〇 豆まきは しないがチョコは 配ります

     ( 藤原 紘一さん )

※ 時代は変わっていきますから、仕方がありませんね。

 でも、ハーバード大学のテオドル・ベスター教授は、日本の「義理チョコ」の風習 ── 恋人に対してだけでなく、女性が、日頃お世話になっている男性たちにチョコを配るのは、日本化されていて面白い、と言っています。(佐藤智恵『ハーバード日本史教室』中公新書ラクレ)

 「豆まき」の原型、追儺(ツイナ)の行事は、「枕草子」にも登場する宮中行事です。さらに遡れば、奈良時代に中国から入ってきた風習です。明治以後は、西欧からもいろんな風習・文化が入ってきました。なにしろ日本列島は、ユーラシア大陸の果ての果て、黒潮洗う島国なのです。流れ着いたものを長い歳月をかけて育んで、自分の文化に同化します。それが、日本です。融通無碍です。

 「豆まき」と言えば、川柳ではありませんが、こんな短歌もありました。

〇 隣り家(ヤ)の 独り住まひの 老人が

  声張りあげて 豆を撒きをり

     ( 谷川 浩さん )  

 この短歌も新聞投稿の作品です。もちろん、男性でしょう。「独り暮らし」ではなく、「独り住まひ」というところが、心のたたずまいがきちんとしていて、良いですね。

 でも、もしかしたら、孤独で、かたくなで、嫁にも娘にも相手にされないような、やりにくい高齢者かもしれません。

 だから、チョコをあげる風習は大切です。 

     ★   ★   ★

15

   今回、カテゴリー 「西欧旅行 … シチリアへの旅 (地中海の文明の十字路となった島・シチリアへの旅) 」のうち、7から12までをメンテナンスしました。

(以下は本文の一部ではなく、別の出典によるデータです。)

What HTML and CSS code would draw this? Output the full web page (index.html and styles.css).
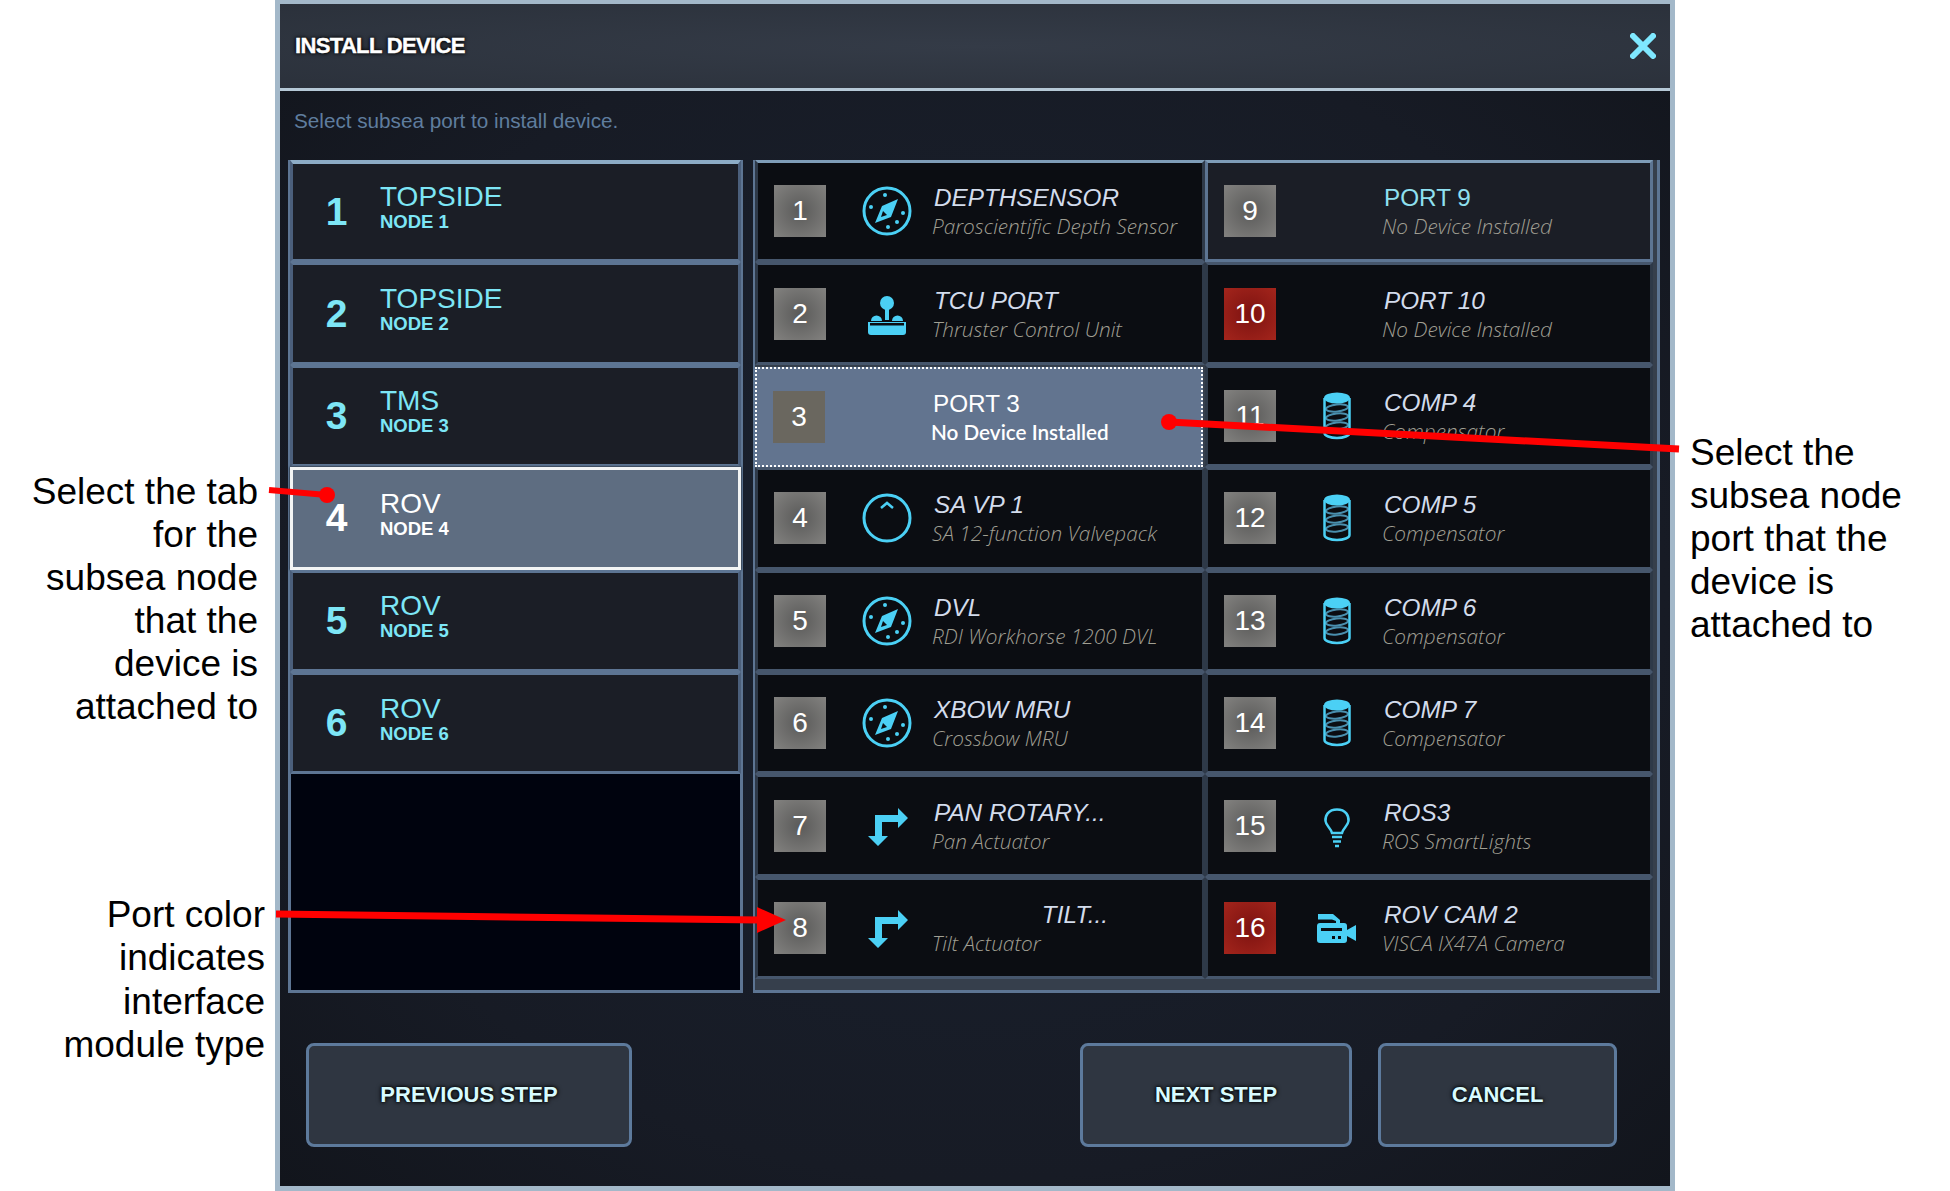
FILE: index.html
```html
<!DOCTYPE html>
<html lang="en">
<head>
    <meta charset="UTF-8">
    <title>Install Device</title>
    <link rel="stylesheet" href="styles.css">
</head>
<body>
    <svg width="0" height="0" class="defs">
        <symbol id="ico-compass" viewBox="0 0 50 50">
            <circle cx="25" cy="25" r="23" fill="none" stroke="currentColor" stroke-width="3"/>
            <path d="M36 13 L29 31 L13 37 L20 20 Z M21 25 L19 31 L25 29 Z" fill="currentColor" fill-rule="evenodd"/>
            <circle cx="23" cy="9" r="2" fill="currentColor"/><circle cx="9" cy="21" r="2" fill="currentColor"/>
            <circle cx="41" cy="27" r="2" fill="currentColor"/><circle cx="35" cy="36" r="2" fill="currentColor"/>
            <circle cx="26" cy="41" r="2" fill="currentColor"/>
        </symbol>
        <symbol id="ico-joystick" viewBox="0 0 50 50">
            <circle cx="25" cy="14" r="7" fill="currentColor"/>
            <rect x="23" y="18" width="4" height="13" fill="currentColor"/>
            <path d="M9 32 a5.500 5.500 0 0 1 11 0 Z M30 32 a5.500 5.500 0 0 1 11 0 Z" fill="currentColor"/>
            <path d="M6 33 H44 V43 a3 3 0 0 1 -3 3 H9 a3 3 0 0 1 -3 -3 Z" fill="currentColor"/>
            <rect x="8" y="34" width="34" height="2.500" fill="#0b0d12"/>
        </symbol>
        <symbol id="ico-gauge" viewBox="0 0 50 50">
            <circle cx="25" cy="25" r="23" fill="none" stroke="currentColor" stroke-width="3"/>
            <path d="M19 15 L25 10 L31 15" fill="none" stroke="currentColor" stroke-width="2.500"/>
        </symbol>
        <symbol id="ico-spring" viewBox="0 0 50 50">
            <ellipse cx="25" cy="17" rx="11" ry="3.500" transform="rotate(-6 25 17)" fill="none" stroke="#4a8fae" stroke-width="2"/>
            <ellipse cx="25" cy="26" rx="11" ry="3.500" transform="rotate(-6 25 26)" fill="none" stroke="#4a8fae" stroke-width="2"/>
            <ellipse cx="25" cy="35" rx="11" ry="3.500" transform="rotate(-6 25 35)" fill="none" stroke="#4a8fae" stroke-width="2"/>
            <ellipse cx="25" cy="7" rx="13" ry="5.500" fill="currentColor"/>
            <path d="M12.500 7 V42 a12.500 5 0 0 0 25 0 V7" fill="none" stroke="currentColor" stroke-width="2.500"/>
        </symbol>
        <symbol id="ico-arrows" viewBox="0 0 50 50">
            <path d="M36 7 L46 17 L36 27 V21 H20 V35 H26 L16 45 L6 35 H13 V14 H36 Z" fill="currentColor"/>
        </symbol>
        <symbol id="ico-bulb" viewBox="0 0 50 50">
            <path d="M25 8.500 C16 8.500 13 15 13.500 20 C14 25 19 27 20 32 H30 C31 27 36 25 36.500 20 C37 15 34 8.500 25 8.500 Z" fill="none" stroke="currentColor" stroke-width="2.500"/>
            <path d="M20 36 H30 M21 40.500 H29 M23 45 H27" stroke="currentColor" stroke-width="2.500"/>
        </symbol>
        <symbol id="ico-camera" viewBox="0 0 50 50">
            <path d="M6 11 H21 L28 17 V21 H24 V18 L20 16.500 H6 Z" fill="currentColor"/>
            <rect x="5" y="20" width="30" height="20" rx="3" fill="currentColor"/>
            <path d="M35 27 L44 22 V38 L35 33 Z" fill="currentColor"/>
            <rect x="9" y="25" width="21" height="3" fill="#0b0d12"/>
            <rect x="20" y="33" width="3" height="3" fill="#0b0d12"/>
            <rect x="26" y="33" width="3" height="3" fill="#0b0d12"/>
        </symbol>
    </svg>

    <div class="page">
        <div class="notes notes-left">
            <p class="note note-tab">Select the tab<br>for the<br>subsea node<br>that the<br>device is<br>attached to</p>
            <p class="note note-color">Port color<br>indicates<br>interface<br>module type</p>
        </div>

        <div class="dialog">
            <div class="dialog-head">
                <span class="dialog-title">INSTALL DEVICE</span>
                <svg class="dialog-close" width="26" height="26" viewBox="0 0 26 26"><path d="M3 3 L23 23 M23 3 L3 23" stroke="#7fe8ff" stroke-width="6" stroke-linecap="round"/></svg>
            </div>
            <div class="dialog-hint">Select subsea port to install device.</div>

            <div class="panels">
                <div class="tabs">
                    <div class="tab"><span class="tab-num">1</span><div class="tab-text"><div class="tab-name">TOPSIDE</div><div class="tab-node">NODE 1</div></div></div>
                    <div class="tab"><span class="tab-num">2</span><div class="tab-text"><div class="tab-name">TOPSIDE</div><div class="tab-node">NODE 2</div></div></div>
                    <div class="tab"><span class="tab-num">3</span><div class="tab-text"><div class="tab-name">TMS</div><div class="tab-node">NODE 3</div></div></div>
                    <div class="tab tab-on"><span class="tab-num">4</span><div class="tab-text"><div class="tab-name">ROV</div><div class="tab-node">NODE 4</div></div></div>
                    <div class="tab"><span class="tab-num">5</span><div class="tab-text"><div class="tab-name">ROV</div><div class="tab-node">NODE 5</div></div></div>
                    <div class="tab"><span class="tab-num">6</span><div class="tab-text"><div class="tab-name">ROV</div><div class="tab-node">NODE 6</div></div></div>
                </div>

                <div class="ports">
                    <div class="port"><span class="port-num">1</span><svg class="port-ico"><use href="#ico-compass"/></svg><div class="port-text"><div class="port-name">DEPTHSENSOR</div><div class="port-sub">Paroscientific Depth Sensor</div></div></div>
                    <div class="port port-empty"><span class="port-num">9</span><div class="port-ico"></div><div class="port-text"><div class="port-name port-upright">PORT 9</div><div class="port-sub">No Device Installed</div></div></div>
                    <div class="port"><span class="port-num">2</span><svg class="port-ico"><use href="#ico-joystick"/></svg><div class="port-text"><div class="port-name">TCU PORT</div><div class="port-sub">Thruster Control Unit</div></div></div>
                    <div class="port"><span class="port-num red">10</span><div class="port-ico"></div><div class="port-text"><div class="port-name">PORT 10</div><div class="port-sub">No Device Installed</div></div></div>
                    <div class="port port-on"><span class="port-num">3</span><div class="port-ico"></div><div class="port-text"><div class="port-name">PORT 3</div><div class="port-sub">No Device Installed</div></div></div>
                    <div class="port"><span class="port-num">11</span><svg class="port-ico"><use href="#ico-spring"/></svg><div class="port-text"><div class="port-name">COMP 4</div><div class="port-sub">Compensator</div></div></div>
                    <div class="port"><span class="port-num">4</span><svg class="port-ico"><use href="#ico-gauge"/></svg><div class="port-text"><div class="port-name">SA VP 1</div><div class="port-sub">SA 12-function Valvepack</div></div></div>
                    <div class="port"><span class="port-num">12</span><svg class="port-ico"><use href="#ico-spring"/></svg><div class="port-text"><div class="port-name">COMP 5</div><div class="port-sub">Compensator</div></div></div>
                    <div class="port"><span class="port-num">5</span><svg class="port-ico"><use href="#ico-compass"/></svg><div class="port-text"><div class="port-name">DVL</div><div class="port-sub">RDI Workhorse 1200 DVL</div></div></div>
                    <div class="port"><span class="port-num">13</span><svg class="port-ico"><use href="#ico-spring"/></svg><div class="port-text"><div class="port-name">COMP 6</div><div class="port-sub">Compensator</div></div></div>
                    <div class="port"><span class="port-num">6</span><svg class="port-ico"><use href="#ico-compass"/></svg><div class="port-text"><div class="port-name">XBOW MRU</div><div class="port-sub">Crossbow MRU</div></div></div>
                    <div class="port"><span class="port-num">14</span><svg class="port-ico"><use href="#ico-spring"/></svg><div class="port-text"><div class="port-name">COMP 7</div><div class="port-sub">Compensator</div></div></div>
                    <div class="port"><span class="port-num">7</span><svg class="port-ico"><use href="#ico-arrows"/></svg><div class="port-text"><div class="port-name">PAN ROTARY...</div><div class="port-sub">Pan Actuator</div></div></div>
                    <div class="port"><span class="port-num">15</span><svg class="port-ico"><use href="#ico-bulb"/></svg><div class="port-text"><div class="port-name">ROS3</div><div class="port-sub">ROS SmartLights</div></div></div>
                    <div class="port"><span class="port-num">8</span><svg class="port-ico"><use href="#ico-arrows"/></svg><div class="port-text"><div class="port-name port-right">TILT...</div><div class="port-sub">Tilt Actuator</div></div></div>
                    <div class="port"><span class="port-num red">16</span><svg class="port-ico"><use href="#ico-camera"/></svg><div class="port-text"><div class="port-name">ROV CAM 2</div><div class="port-sub">VISCA IX47A Camera</div></div></div>
                </div>
            </div>

            <div class="dialog-foot">
                <button class="btn btn-prev">PREVIOUS STEP</button>
                <button class="btn btn-next">NEXT STEP</button>
                <button class="btn btn-cancel">CANCEL</button>
            </div>
        </div>

        <div class="notes notes-right">
            <p class="note note-port">Select the<br>subsea node<br>port that the<br>device is<br>attached to</p>
        </div>
    </div>

    <!-- red callout lines drawn over the screenshot -->
    <svg class="callouts" width="1950" height="1191" viewBox="0 0 1950 1191">
        <path d="M269 490 L327 495" stroke="#f00" stroke-width="6"/>
        <circle cx="327" cy="495" r="8" fill="#f00"/>
        <path d="M1169 422 L1679 449" stroke="#f00" stroke-width="7"/>
        <circle cx="1169" cy="422" r="8" fill="#f00"/>
        <path d="M276 914 L760 920" stroke="#f00" stroke-width="7"/>
        <path d="M786 920 L757 907 V933 Z" fill="#f00"/>
    </svg>
</body>
</html>
```

FILE: styles.css
```css
* {
    box-sizing: border-box;
}

body {
    margin: 0;
    width: 1950px;
    height: 1191px;
    overflow: hidden;
    background: #fff;
    font-family: "Liberation Sans", Arial, sans-serif;
}

.defs {
    position: absolute;
}

.page {
    display: flex;
    height: 1191px;
}

/* annotation text either side of the dialog */
.notes {
    flex: none;
}

.notes-left {
    width: 275px;
    padding-top: 470px;
}

.notes-right {
    flex: 1;
    padding: 431px 0 0 15px;
}

.note {
    margin: 0;
    font-size: 37px;
    line-height: 43px;
    color: #000;
}

.note-tab {
    text-align: right;
    padding-right: 17px;
}

.note-color {
    text-align: right;
    padding-right: 10px;
    margin-top: 165px;
    line-height: 43.4px;
}

/* dialog */
.dialog {
    flex: none;
    width: 1400px;
    height: 1191px;
    border: 5px solid #a3b8c9;
    border-top-width: 4px;
    background: radial-gradient(ellipse at center, #1a2230 0%, #171b25 70%, #12151c 100%);
    display: flex;
    flex-direction: column;
}

.dialog-head {
    height: 87px;
    flex: none;
    display: flex;
    align-items: center;
    justify-content: space-between;
    padding: 0 14px 0 15px;
    background: radial-gradient(ellipse at center, #343b47 0%, #2b313b 100%);
    border-bottom: 3px solid #b5c8d6;
}

.dialog-title {
    font-size: 22px;
    font-weight: bold;
    letter-spacing: -0.65px;
    color: #fff;
    -webkit-text-stroke: 0.4px #fff;
    text-shadow: 0 0 3px #000, 0 0 5px #000;
}

.dialog-hint {
    height: 69px;
    flex: none;
    padding: 18px 0 0 14px;
    font-size: 20.7px;
    line-height: 24px;
    color: #5f7d9e;
}

.panels {
    display: flex;
    gap: 10px;
    padding: 0 10px 0 8px;
}

/* node tabs */
.tabs {
    width: 455px;
    height: 833px;
    background: #00030e;
    border: 3px solid #5d7593;
    border-top: none;
    display: flex;
    flex-direction: column;
}

.tab {
    height: 102.4px;
    flex: none;
    display: flex;
    align-items: center;
    padding-left: 20px;
    background: #1b1e26;
    border: 3px solid #5d7593;
    border-left-color: #4b5f7b;
    border-right-color: #4b5f7b;
    margin: 0 -1px;
    color: #7de6f6;
}

.tab:first-child {
    border-top: 4px solid #8dacc6;
}

.tab-on {
    background: #5e6d81;
    border: 3px solid #f2f4f4;
    color: #fff;
    box-shadow: 0 0 2px #000;
}

.tab-num {
    width: 47px;
    flex: none;
    font-size: 39px;
    font-weight: bold;
    text-align: center;
    margin-right: 20px;
}

.tab-text {
    margin-top: -7px;
}

.tab-name {
    font-size: 28px;
    line-height: 28px;
}

.tab-node {
    font-size: 18.5px;
    font-weight: bold;
    line-height: 22px;
}

/* port grid */
.ports {
    flex: none;
    width: 907px;
    height: 833px;
    background: #363f4c;
    border: 3px solid #5d7593;
    border-left-width: 2px;
    border-top: none;
    display: grid;
    grid-template-columns: 450px 448px;
    grid-auto-rows: 102.4px;
    align-content: start;
}

.port {
    display: flex;
    align-items: center;
    background: #0b0d12;
    border: 3px solid #46566c;
    border-left-color: #2e3948;
    border-right-color: #2e3948;
    padding-left: 16px;
}

.port:nth-child(-n+2) {
    border-top-color: #7f9db8;
}

.port-empty {
    background: #1b1e26;
    border-color: #5d7593;
    border-top-color: #7f9db8;
}

.port-on {
    background: #62748f;
    border: 2px dotted #fff;
    margin: 2px 2px 0 0;
}

.port-on .port-num {
    background: #6a675f;
}

.port-on .port-name,
.port-on .port-sub {
    color: #fff;
}

.port-on .port-sub {
    font-weight: 600;
    font-style: normal;
    font-family: Lato, sans-serif;
    font-size: 20.7px;
}

.port-on .port-name {
    font-style: normal;
}

.port-num {
    flex: none;
    width: 52px;
    height: 52px;
    display: flex;
    align-items: center;
    justify-content: center;
    font-size: 28px;
    color: #fff;
    background: radial-gradient(circle, #5a5a59 0%, #838280 100%);
}

.port-num.red {
    background: radial-gradient(circle, #7c1210 0%, #a4251c 100%);
}

.port-ico {
    flex: none;
    width: 50px;
    height: 50px;
    margin: 0 20px 0 36px;
    color: #4bd0f5;
}

.port-text {
    width: 222px;
    margin-top: 1px;
}

.port-name {
    font-size: 24.3px;
    line-height: 30px;
    font-style: italic;
    color: #d3dcec;
    padding-left: 2px;
}

.port-upright {
    font-style: normal;
    color: #8fe0f0;
}

.port-right {
    text-align: right;
    width: 176px;
}

.port-sub {
    font-family: "Open Sans", sans-serif;
    font-size: 20.8px;
    line-height: 27px;
    font-weight: 300;
    font-style: italic;
    color: #a09f93;
    white-space: nowrap;
}

/* footer buttons */
.dialog-foot {
    display: flex;
    padding: 50px 0 0 26px;
}

.btn {
    height: 104px;
    background: #2f3641;
    border: 3px solid #5d7a9c;
    border-radius: 8px;
    font-family: inherit;
    font-size: 22px;
    font-weight: bold;
    color: #d8fbff;
    text-shadow: 0 0 3px #000, 0 0 5px #000;
}

.btn-prev {
    width: 326px;
    margin-right: 448px;
}

.btn-next {
    width: 272px;
    margin-right: 26px;
}

.btn-cancel {
    width: 239px;
}

.callouts {
    position: absolute;
    top: 0;
    left: 0;
    pointer-events: none;
}
```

 写真を一部差し替え、また、枠組をスマホ仕様にし、文章表現の手直しをしました。以下の6編です。

〇「牧歌的な古代遺跡セリヌンテ」

  …(シチリアへの旅7)

〇「もう一つの古代遺跡『神殿の谷』」

  …(シチリアへの旅8)

〇「ビキニ姿のモザイク画、そして花の大階段」

  …(シチリアへの旅9) 

〇「バロックのラグーサと古都シラクサ」

   … (シチリアへの旅10) 

〇「シチリアの珠玉タオルミーナ」

  … (シチリアへの旅11)

〇「旅のおわりに ── 人のためにもならず、学問の進歩にも役立たず」

  … (シチリアへの旅12)

 シチリア旅行で気に入った場所を特に挙げるとすれば、7のセリヌンテと、11のタオルミーナでしょうか。写真だけでもご覧ください。

 10の「ラグーサとシラクサ」は、ポエニ戦争のことから皇帝フリードリヒⅡ世のことまで、簡潔にまとめるのに苦労した、そういう意味で私なりの力作です

          ★

 シチリアと言えば、マフィアの本拠地。なにしろ映画「ゴッドファーザー」のふるさとです。旅に出る前は、何も知識がなくて少し心配しましたが、日本の旅行社のツアーが出ているのだから大丈夫と思って参加しました。

 州都パレルモの一部には、個人旅行なら気を付けたほうが良い地域もあるようです。しかし、それはどこの町でも、日本でも、同じです。パレルモ以外は、青い海と、雲と、緑の山河と、小さな町と、気の遠くなるほど遠い時代の遺跡がある島です。

 マフィアのような大犯罪の影は、今はありません。イタリアの政財界の奥に潜んでいるのかもしれませんが、少なくとも我々旅行者などは相手にしません。

 パレルモの国際空港の正式名称は、ファルコーネ・ボルセッリーノ空港。2人の判事の名が冠せられています。マフィアと戦い続け、1992年に相次いでマフィアに爆殺されました。今は、シチリア人の英雄として、記念碑が建てられ、空港の名として残っています。